+++ Source excerpt
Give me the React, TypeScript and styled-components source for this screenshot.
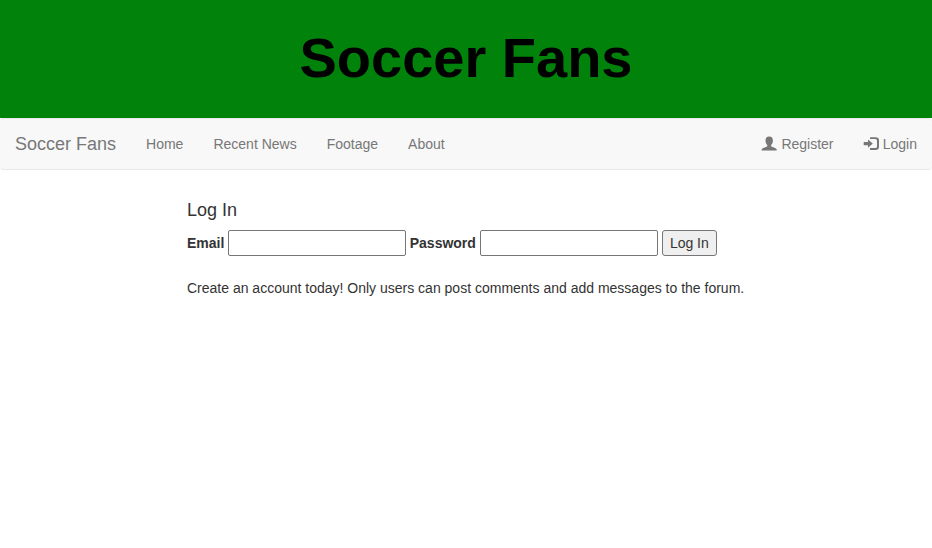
import React from "react";
import styled, { createGlobalStyle } from "styled-components";

const GlobalStyle = createGlobalStyle`
  *, *::before, *::after { box-sizing: border-box; }
  body {
    margin: 0;
    background: #fff;
    color: #333;
    font: 14px/20px "Liberation Sans", Arial, sans-serif;
  }
`;

const Banner = styled.header`
  height: 118px;
  padding-top: 27px;
  background: #00820b;
  text-align: center;
`;

const BannerTitle = styled.h1`
  margin: 0;
  color: #000;
  font-size: 56px;
  font-weight: 700;
  line-height: 62px;
`;

const Navbar = styled.nav`
  display: flex;
  align-items: center;
  height: 52px;
  border: solid #e7e7e7;
  border-width: 1px 0;
  border-radius: 4px;
  background: #f8f8f8;
`;

const Brand = styled.a`
  padding: 15px;
  color: #777;
  font-size: 18px;
`;

const NavList = styled.ul<{ $end?: boolean }>`
  display: flex;
  margin: 0 0 0 ${(p) => (p.$end ? "auto" : "0")};
  padding: 0;
  list-style: none;
`;

const NavLink = styled.a`
  display: block;
  padding: 15px;
  color: #777;
`;

const Glyph = styled.svg`
  display: inline-block;
  width: 15px;
  height: 14px;
  margin-right: 0.3px;
  vertical-align: -2px;
  fill: #777;
  overflow: visible;
`;

const Content = styled.main`
  width: 60%;
  margin: 30px auto 0;
  padding-left: 0.6px;
`;

const Heading = styled.h4`
  margin: 0 0 10px;
  font-size: 18px;
  font-weight: 400;
  line-height: 20px;
`;

const LoginForm = styled.form`
  display: flex;
  align-items: center;
  gap: 3.7px;
  height: 26px;
`;

const Label = styled.label`
  font-weight: 700;
`;

const Field = styled.input`
  width: 178px;
  height: 26px;
  margin: 0;
  padding: 1px 2px;
  border: 1px solid #767676;
  border-radius: 2px;
  background: #fff;
  font: inherit;
`;

const Submit = styled.button`
  width: 55px;
  height: 26px;
  margin: 0 0 0 0.6px;
  padding: 1px 7px;
  border: 1px solid #767676;
  border-radius: 3px;
  background: #efefef;
  color: #333;
  font: inherit;
  white-space: nowrap;
`;

const Note = styled.p`
  margin: 22px 0 0;
`;

const UserIcon = () => (
  <Glyph viewBox="0 0 15 14" aria-hidden="true">
    <path d="M7.2 -.4C4.7 -.4 3.5 1.1 3.5 3.4C3.5 5.6 4.3 6.9 5.3 8V9.1C5.1 9.8 3.5 10.2 2 10.8C.3 11.5 -.4 12 -.4 13.6H14.8C14.8 12 14.1 11.5 12.4 10.8C10.9 10.2 9.3 9.8 9.1 9.1V8C10.1 6.9 10.9 5.6 10.9 3.4C10.9 1.1 9.7 -.4 7.2 -.4Z" />
  </Glyph>
);

const LoginIcon = () => (
  <Glyph viewBox="0 0 15 14" aria-hidden="true">
    <path d="M6 .2H11.5Q15 .2 15 3.4V9.8Q15 13 11.5 13H6V11.1H11.3Q13 11.1 13 9.5V3.7Q13 2.1 11.3 2.1H6Z" />
    <path d="M4 2.4L8.8 6.6L4 10.8V8.3H-.3V4.9H4Z" />
  </Glyph>
);

const links = ["Home", "Recent News", "Footage", "About"];

export default function App() {
  return (
    <>
      <GlobalStyle />
      <Banner>
        <BannerTitle>Soccer Fans</BannerTitle>
      </Banner>
      <Navbar>
        <Brand>Soccer Fans</Brand>
        <NavList>
          {links.map((label) => (
            <li key={label}>
              <NavLink>{label}</NavLink>
            </li>
          ))}
        </NavList>
        <NavList $end>
          <li>
            <NavLink><UserIcon /> Register</NavLink>
          </li>
          <li>
            <NavLink><LoginIcon /> Login</NavLink>
          </li>
        </NavList>
      </Navbar>
      <Content>
        <Heading>Log In</Heading>
        <LoginForm onSubmit={(e: React.FormEvent) => e.preventDefault()}>
          <Label htmlFor="email">Email</Label>
          <Field id="email" type="text" />
          <Label htmlFor="password">Password</Label>
          <Field id="password" type="password" />
          <Submit type="submit">Log In</Submit>
        </LoginForm>
        <Note>Create an account today! Only users can post comments and add messages to the forum.</Note>
      </Content>
    </>
  );
}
++++++
● Aim:
Copy the whole listing above word for word but do not carry over the pictures.

● Complete output:
Give me the React, TypeScript and styled-components source for this screenshot.
import React from "react";
import styled, { createGlobalStyle } from "styled-components";

const GlobalStyle = createGlobalStyle`
  *, *::before, *::after { box-sizing: border-box; }
  body {
    margin: 0;
    background: #fff;
    color: #333;
    font: 14px/20px "Liberation Sans", Arial, sans-serif;
  }
`;

const Banner = styled.header`
  height: 118px;
  padding-top: 27px;
  background: #00820b;
  text-align: center;
`;

const BannerTitle = styled.h1`
  margin: 0;
  color: #000;
  font-size: 56px;
  font-weight: 700;
  line-height: 62px;
`;

const Navbar = styled.nav`
  display: flex;
  align-items: center;
  height: 52px;
  border: solid #e7e7e7;
  border-width: 1px 0;
  border-radius: 4px;
  background: #f8f8f8;
`;

const Brand = styled.a`
  padding: 15px;
  color: #777;
  font-size: 18px;
`;

const NavList = styled.ul<{ $end?: boolean }>`
  display: flex;
  margin: 0 0 0 ${(p) => (p.$end ? "auto" : "0")};
  padding: 0;
  list-style: none;
`;

const NavLink = styled.a`
  display: block;
  padding: 15px;
  color: #777;
`;

const Glyph = styled.svg`
  display: inline-block;
  width: 15px;
  height: 14px;
  margin-right: 0.3px;
  vertical-align: -2px;
  fill: #777;
  overflow: visible;
`;

const Content = styled.main`
  width: 60%;
  margin: 30px auto 0;
  padding-left: 0.6px;
`;

const Heading = styled.h4`
  margin: 0 0 10px;
  font-size: 18px;
  font-weight: 400;
  line-height: 20px;
`;

const LoginForm = styled.form`
  display: flex;
  align-items: center;
  gap: 3.7px;
  height: 26px;
`;

const Label = styled.label`
  font-weight: 700;
`;

const Field = styled.input`
  width: 178px;
  height: 26px;
  margin: 0;
  padding: 1px 2px;
  border: 1px solid #767676;
  border-radius: 2px;
  background: #fff;
  font: inherit;
`;

const Submit = styled.button`
  width: 55px;
  height: 26px;
  margin: 0 0 0 0.6px;
  padding: 1px 7px;
  border: 1px solid #767676;
  border-radius: 3px;
  background: #efefef;
  color: #333;
  font: inherit;
  white-space: nowrap;
`;

const Note = styled.p`
  margin: 22px 0 0;
`;

const UserIcon = () => (
  <Glyph viewBox="0 0 15 14" aria-hidden="true">
    <path d="M7.2 -.4C4.7 -.4 3.5 1.1 3.5 3.4C3.5 5.6 4.3 6.9 5.3 8V9.1C5.1 9.8 3.5 10.2 2 10.8C.3 11.5 -.4 12 -.4 13.6H14.8C14.8 12 14.1 11.5 12.4 10.8C10.9 10.2 9.3 9.8 9.1 9.1V8C10.1 6.9 10.9 5.6 10.9 3.4C10.9 1.1 9.7 -.4 7.2 -.4Z" />
  </Glyph>
);

const LoginIcon = () => (
  <Glyph viewBox="0 0 15 14" aria-hidden="true">
    <path d="M6 .2H11.5Q15 .2 15 3.4V9.8Q15 13 11.5 13H6V11.1H11.3Q13 11.1 13 9.5V3.7Q13 2.1 11.3 2.1H6Z" />
    <path d="M4 2.4L8.8 6.6L4 10.8V8.3H-.3V4.9H4Z" />
  </Glyph>
);

const links = ["Home", "Recent News", "Footage", "About"];

export default function App() {
  return (
    <>
      <GlobalStyle />
      <Banner>
        <BannerTitle>Soccer Fans</BannerTitle>
      </Banner>
      <Navbar>
        <Brand>Soccer Fans</Brand>
        <NavList>
          {links.map((label) => (
            <li key={label}>
              <NavLink>{label}</NavLink>
            </li>
          ))}
        </NavList>
        <NavList $end>
          <li>
            <NavLink><UserIcon /> Register</NavLink>
          </li>
          <li>
            <NavLink><LoginIcon /> Login</NavLink>
          </li>
        </NavList>
      </Navbar>
      <Content>
        <Heading>Log In</Heading>
        <LoginForm onSubmit={(e: React.FormEvent) => e.preventDefault()}>
          <Label htmlFor="email">Email</Label>
          <Field id="email" type="text" />
          <Label htmlFor="password">Password</Label>
          <Field id="password" type="password" />
          <Submit type="submit">Log In</Submit>
        </LoginForm>
        <Note>Create an account today! Only users can post comments and add messages to the forum.</Note>
      </Content>
    </>
  );
}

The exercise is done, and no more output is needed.